Interface markup and scripts
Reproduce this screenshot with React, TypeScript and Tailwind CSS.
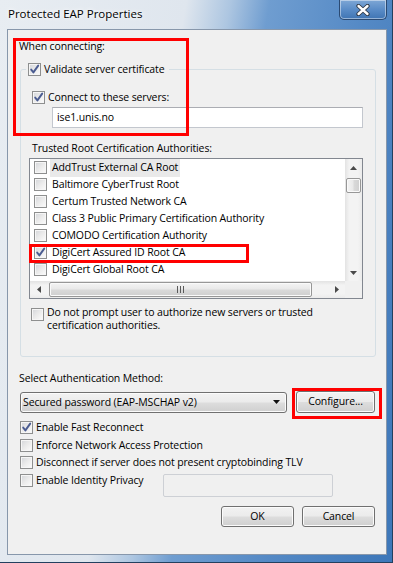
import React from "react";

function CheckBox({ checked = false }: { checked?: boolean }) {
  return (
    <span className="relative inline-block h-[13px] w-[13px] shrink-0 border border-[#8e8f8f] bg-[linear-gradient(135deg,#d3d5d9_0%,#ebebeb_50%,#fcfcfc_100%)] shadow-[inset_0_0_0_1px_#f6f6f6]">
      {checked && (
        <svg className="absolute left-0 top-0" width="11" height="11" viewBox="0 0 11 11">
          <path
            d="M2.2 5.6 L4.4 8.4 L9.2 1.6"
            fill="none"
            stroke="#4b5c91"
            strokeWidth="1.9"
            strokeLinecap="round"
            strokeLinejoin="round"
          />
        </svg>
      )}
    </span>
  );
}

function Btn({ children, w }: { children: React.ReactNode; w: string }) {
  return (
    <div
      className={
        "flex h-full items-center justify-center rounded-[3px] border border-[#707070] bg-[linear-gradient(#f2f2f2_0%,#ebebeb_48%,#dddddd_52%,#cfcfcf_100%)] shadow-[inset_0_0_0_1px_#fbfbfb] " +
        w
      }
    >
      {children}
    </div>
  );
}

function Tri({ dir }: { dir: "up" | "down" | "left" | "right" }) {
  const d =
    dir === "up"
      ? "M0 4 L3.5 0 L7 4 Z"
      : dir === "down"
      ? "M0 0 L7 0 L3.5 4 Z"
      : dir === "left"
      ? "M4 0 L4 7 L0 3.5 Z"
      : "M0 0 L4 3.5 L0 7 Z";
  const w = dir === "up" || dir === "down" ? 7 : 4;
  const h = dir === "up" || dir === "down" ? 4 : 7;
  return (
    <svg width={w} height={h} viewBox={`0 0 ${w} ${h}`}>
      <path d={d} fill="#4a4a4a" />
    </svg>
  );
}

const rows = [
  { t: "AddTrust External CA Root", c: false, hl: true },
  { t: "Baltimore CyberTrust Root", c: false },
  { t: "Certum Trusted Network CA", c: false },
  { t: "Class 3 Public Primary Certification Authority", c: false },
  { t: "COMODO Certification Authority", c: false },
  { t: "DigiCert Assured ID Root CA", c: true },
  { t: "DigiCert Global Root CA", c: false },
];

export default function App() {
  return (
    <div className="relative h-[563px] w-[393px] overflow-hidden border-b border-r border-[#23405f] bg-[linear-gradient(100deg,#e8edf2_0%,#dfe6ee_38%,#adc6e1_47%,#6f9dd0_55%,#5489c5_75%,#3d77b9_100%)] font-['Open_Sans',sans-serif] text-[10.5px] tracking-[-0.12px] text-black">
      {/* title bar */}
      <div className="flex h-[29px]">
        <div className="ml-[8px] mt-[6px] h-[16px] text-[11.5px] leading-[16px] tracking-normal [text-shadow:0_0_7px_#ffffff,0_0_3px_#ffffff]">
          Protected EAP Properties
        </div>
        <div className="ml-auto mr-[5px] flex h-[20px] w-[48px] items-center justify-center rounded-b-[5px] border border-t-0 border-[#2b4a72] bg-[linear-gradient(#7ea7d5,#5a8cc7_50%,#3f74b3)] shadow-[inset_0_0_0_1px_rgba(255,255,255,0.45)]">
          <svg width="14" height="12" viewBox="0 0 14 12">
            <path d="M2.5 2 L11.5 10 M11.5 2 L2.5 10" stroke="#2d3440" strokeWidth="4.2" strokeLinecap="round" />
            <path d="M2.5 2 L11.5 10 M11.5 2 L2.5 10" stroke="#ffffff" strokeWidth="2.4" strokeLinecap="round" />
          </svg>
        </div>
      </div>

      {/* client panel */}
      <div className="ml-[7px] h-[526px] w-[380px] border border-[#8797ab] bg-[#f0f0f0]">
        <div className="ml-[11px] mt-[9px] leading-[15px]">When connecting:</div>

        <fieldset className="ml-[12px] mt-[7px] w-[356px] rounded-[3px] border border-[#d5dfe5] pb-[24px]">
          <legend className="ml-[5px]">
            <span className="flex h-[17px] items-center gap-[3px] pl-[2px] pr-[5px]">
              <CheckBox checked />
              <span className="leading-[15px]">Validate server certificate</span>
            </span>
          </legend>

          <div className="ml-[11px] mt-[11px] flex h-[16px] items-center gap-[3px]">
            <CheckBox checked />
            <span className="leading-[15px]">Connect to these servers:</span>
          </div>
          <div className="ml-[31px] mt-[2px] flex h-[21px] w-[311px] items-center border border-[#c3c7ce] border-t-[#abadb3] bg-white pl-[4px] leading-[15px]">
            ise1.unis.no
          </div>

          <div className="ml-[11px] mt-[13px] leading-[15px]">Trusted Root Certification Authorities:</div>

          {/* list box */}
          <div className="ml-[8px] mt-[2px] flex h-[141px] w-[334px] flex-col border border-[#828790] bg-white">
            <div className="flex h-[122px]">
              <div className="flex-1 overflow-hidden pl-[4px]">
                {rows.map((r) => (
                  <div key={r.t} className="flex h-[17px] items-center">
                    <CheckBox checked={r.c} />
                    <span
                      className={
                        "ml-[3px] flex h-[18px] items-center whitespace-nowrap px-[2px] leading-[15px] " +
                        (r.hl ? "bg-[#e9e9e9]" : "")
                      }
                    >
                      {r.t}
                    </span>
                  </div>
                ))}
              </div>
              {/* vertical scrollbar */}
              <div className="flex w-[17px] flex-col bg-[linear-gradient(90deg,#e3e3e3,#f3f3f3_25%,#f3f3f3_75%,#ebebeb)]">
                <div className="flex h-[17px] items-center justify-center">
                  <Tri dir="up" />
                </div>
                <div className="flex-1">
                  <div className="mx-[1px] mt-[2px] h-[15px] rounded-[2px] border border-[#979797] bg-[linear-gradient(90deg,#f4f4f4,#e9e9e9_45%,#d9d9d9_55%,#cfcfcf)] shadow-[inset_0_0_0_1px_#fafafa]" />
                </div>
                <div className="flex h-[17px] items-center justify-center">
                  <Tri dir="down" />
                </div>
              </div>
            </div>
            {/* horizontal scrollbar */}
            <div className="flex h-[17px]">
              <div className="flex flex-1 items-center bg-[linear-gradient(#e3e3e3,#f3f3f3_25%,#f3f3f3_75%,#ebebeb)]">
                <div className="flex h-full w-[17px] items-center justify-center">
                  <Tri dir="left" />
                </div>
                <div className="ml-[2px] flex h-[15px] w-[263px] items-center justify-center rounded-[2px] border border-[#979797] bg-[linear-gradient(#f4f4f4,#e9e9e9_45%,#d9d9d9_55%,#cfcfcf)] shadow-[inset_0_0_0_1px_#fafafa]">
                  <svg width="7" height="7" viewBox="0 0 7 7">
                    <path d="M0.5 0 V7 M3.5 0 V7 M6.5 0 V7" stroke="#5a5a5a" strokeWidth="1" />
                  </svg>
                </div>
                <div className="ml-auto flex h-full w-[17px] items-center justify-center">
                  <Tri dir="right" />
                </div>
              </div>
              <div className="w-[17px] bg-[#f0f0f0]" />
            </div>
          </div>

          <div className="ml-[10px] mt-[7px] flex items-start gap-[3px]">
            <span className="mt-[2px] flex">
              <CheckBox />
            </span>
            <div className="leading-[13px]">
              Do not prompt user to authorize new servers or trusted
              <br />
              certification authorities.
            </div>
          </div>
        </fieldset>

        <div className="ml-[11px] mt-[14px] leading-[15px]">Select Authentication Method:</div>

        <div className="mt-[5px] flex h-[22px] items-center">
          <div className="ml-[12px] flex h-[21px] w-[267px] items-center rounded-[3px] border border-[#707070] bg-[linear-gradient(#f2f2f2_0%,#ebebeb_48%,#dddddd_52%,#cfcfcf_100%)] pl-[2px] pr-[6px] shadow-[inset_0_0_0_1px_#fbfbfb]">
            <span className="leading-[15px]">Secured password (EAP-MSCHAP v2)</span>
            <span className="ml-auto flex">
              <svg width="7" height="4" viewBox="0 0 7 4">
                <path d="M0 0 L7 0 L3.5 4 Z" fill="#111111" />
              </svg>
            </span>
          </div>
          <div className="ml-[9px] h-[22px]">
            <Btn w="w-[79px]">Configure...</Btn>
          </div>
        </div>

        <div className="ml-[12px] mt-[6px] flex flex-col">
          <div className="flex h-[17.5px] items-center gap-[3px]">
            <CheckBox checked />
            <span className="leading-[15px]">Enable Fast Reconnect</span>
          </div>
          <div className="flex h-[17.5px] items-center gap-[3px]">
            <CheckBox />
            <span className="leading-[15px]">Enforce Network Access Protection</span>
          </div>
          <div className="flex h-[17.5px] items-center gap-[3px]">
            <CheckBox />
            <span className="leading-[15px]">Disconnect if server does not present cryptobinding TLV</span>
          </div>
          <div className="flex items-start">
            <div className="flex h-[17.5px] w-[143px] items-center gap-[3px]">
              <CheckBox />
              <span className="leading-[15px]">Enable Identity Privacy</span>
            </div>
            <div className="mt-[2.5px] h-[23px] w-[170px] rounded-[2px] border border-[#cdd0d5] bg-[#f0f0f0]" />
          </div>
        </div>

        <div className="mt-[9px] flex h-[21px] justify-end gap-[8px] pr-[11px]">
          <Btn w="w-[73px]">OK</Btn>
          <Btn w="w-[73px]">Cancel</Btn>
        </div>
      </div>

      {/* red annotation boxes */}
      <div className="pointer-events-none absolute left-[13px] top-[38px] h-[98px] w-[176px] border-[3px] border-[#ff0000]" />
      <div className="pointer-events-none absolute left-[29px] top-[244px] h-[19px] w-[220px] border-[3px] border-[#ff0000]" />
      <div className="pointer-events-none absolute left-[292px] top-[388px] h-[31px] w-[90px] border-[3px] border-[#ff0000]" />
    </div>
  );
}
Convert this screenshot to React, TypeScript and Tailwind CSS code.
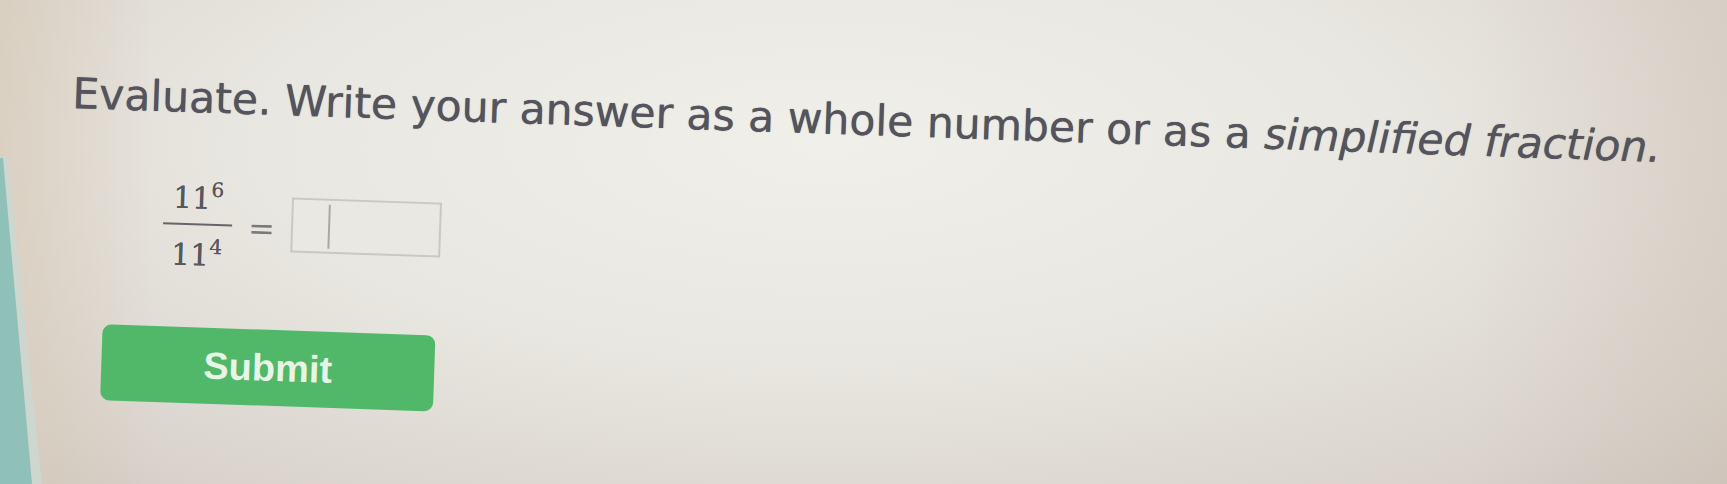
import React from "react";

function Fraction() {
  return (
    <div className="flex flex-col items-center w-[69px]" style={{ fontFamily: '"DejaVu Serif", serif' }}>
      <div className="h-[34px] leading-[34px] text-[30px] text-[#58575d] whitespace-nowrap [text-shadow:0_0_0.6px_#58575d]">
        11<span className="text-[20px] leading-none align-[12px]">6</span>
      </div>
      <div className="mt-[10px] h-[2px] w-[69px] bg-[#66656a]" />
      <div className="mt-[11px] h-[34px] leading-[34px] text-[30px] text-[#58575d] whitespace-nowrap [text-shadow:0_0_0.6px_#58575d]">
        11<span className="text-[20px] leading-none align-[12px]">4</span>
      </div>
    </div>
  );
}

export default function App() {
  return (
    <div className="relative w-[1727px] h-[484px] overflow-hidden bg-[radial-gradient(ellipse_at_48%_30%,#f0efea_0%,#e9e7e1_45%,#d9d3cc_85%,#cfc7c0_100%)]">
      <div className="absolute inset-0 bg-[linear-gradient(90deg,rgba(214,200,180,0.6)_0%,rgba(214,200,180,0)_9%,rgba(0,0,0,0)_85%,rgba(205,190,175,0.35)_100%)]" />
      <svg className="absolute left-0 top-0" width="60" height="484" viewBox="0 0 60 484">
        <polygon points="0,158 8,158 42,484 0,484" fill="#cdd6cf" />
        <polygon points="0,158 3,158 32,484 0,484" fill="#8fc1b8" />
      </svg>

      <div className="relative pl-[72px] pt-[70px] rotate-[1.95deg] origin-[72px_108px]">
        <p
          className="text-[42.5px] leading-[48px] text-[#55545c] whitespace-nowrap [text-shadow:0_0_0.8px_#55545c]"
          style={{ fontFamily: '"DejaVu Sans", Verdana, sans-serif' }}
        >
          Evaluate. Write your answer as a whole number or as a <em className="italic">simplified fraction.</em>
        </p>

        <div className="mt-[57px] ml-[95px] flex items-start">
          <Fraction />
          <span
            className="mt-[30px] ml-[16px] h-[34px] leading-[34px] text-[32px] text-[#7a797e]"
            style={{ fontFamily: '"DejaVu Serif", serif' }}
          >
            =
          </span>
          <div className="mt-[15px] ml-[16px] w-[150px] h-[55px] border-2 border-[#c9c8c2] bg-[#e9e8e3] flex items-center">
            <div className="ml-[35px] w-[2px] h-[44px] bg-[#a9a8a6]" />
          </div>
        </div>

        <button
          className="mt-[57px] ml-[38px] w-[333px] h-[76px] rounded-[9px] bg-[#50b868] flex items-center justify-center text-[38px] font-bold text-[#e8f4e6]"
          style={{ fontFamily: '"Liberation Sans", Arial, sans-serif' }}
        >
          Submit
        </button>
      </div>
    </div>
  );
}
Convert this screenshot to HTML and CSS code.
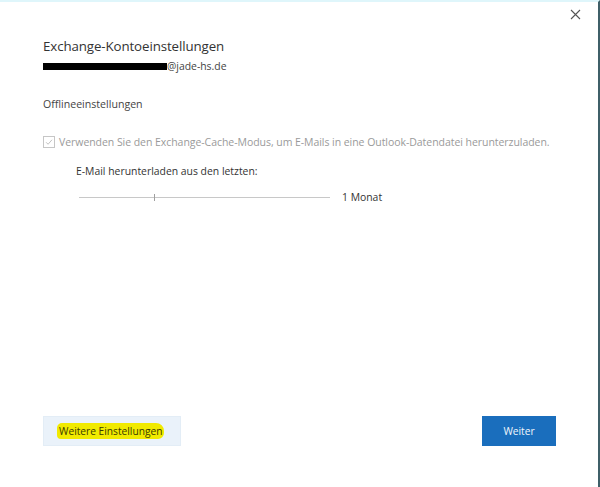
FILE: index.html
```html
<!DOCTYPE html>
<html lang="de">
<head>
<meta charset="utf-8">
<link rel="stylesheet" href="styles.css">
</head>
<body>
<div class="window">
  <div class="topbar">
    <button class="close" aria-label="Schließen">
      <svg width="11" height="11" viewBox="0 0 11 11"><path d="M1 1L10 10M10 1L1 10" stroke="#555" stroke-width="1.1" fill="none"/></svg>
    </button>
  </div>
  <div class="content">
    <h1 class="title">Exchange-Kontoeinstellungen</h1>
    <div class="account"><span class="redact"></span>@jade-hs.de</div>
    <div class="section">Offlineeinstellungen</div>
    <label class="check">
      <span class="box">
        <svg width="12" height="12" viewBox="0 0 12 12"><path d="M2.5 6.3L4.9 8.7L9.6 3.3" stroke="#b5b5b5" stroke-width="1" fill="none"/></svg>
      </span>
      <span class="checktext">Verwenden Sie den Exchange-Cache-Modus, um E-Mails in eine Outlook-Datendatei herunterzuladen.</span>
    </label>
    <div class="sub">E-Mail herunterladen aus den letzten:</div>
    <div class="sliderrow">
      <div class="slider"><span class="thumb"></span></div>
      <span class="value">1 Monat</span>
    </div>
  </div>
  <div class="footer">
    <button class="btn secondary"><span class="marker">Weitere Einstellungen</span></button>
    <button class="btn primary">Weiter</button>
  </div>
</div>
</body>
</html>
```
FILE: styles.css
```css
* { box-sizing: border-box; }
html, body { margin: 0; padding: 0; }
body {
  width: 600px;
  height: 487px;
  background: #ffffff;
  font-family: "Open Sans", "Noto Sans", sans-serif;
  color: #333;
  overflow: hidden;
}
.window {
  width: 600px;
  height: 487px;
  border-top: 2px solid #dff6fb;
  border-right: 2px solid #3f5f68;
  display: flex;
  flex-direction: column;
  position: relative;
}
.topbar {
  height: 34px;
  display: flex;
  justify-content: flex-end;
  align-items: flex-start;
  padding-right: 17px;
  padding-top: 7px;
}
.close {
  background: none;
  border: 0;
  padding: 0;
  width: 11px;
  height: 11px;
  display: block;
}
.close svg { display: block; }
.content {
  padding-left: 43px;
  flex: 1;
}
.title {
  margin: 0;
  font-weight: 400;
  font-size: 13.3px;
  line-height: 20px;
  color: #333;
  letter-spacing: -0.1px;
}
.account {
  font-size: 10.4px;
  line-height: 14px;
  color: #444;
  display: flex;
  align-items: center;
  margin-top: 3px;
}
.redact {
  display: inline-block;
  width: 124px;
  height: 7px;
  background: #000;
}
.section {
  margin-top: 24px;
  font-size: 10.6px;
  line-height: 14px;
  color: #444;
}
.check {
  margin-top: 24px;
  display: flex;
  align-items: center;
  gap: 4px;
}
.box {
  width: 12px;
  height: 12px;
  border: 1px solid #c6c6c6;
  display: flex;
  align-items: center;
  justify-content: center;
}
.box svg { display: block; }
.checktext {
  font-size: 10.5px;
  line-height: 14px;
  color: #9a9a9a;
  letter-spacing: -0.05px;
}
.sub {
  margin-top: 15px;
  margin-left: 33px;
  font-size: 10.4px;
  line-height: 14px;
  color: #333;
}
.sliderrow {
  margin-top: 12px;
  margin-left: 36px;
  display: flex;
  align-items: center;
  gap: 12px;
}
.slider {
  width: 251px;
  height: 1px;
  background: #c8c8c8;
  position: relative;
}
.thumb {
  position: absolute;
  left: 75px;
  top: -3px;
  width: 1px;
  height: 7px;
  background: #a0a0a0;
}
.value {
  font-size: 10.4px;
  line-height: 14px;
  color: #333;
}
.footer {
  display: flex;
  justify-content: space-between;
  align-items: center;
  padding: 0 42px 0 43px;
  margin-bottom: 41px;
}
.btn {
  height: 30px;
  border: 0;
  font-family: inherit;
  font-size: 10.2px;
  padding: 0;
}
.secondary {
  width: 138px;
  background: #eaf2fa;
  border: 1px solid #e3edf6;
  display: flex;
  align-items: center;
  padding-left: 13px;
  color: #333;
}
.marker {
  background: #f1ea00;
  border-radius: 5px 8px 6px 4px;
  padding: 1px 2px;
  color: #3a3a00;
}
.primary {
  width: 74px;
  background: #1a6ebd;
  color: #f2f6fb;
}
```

GIVEN TASK:
Of the lines above, copy each that contains "code".

WRITTEN RESPONSE:
Convert this screenshot to React, TypeScript and Tailwind CSS code.
Convert this screenshot to HTML and CSS code.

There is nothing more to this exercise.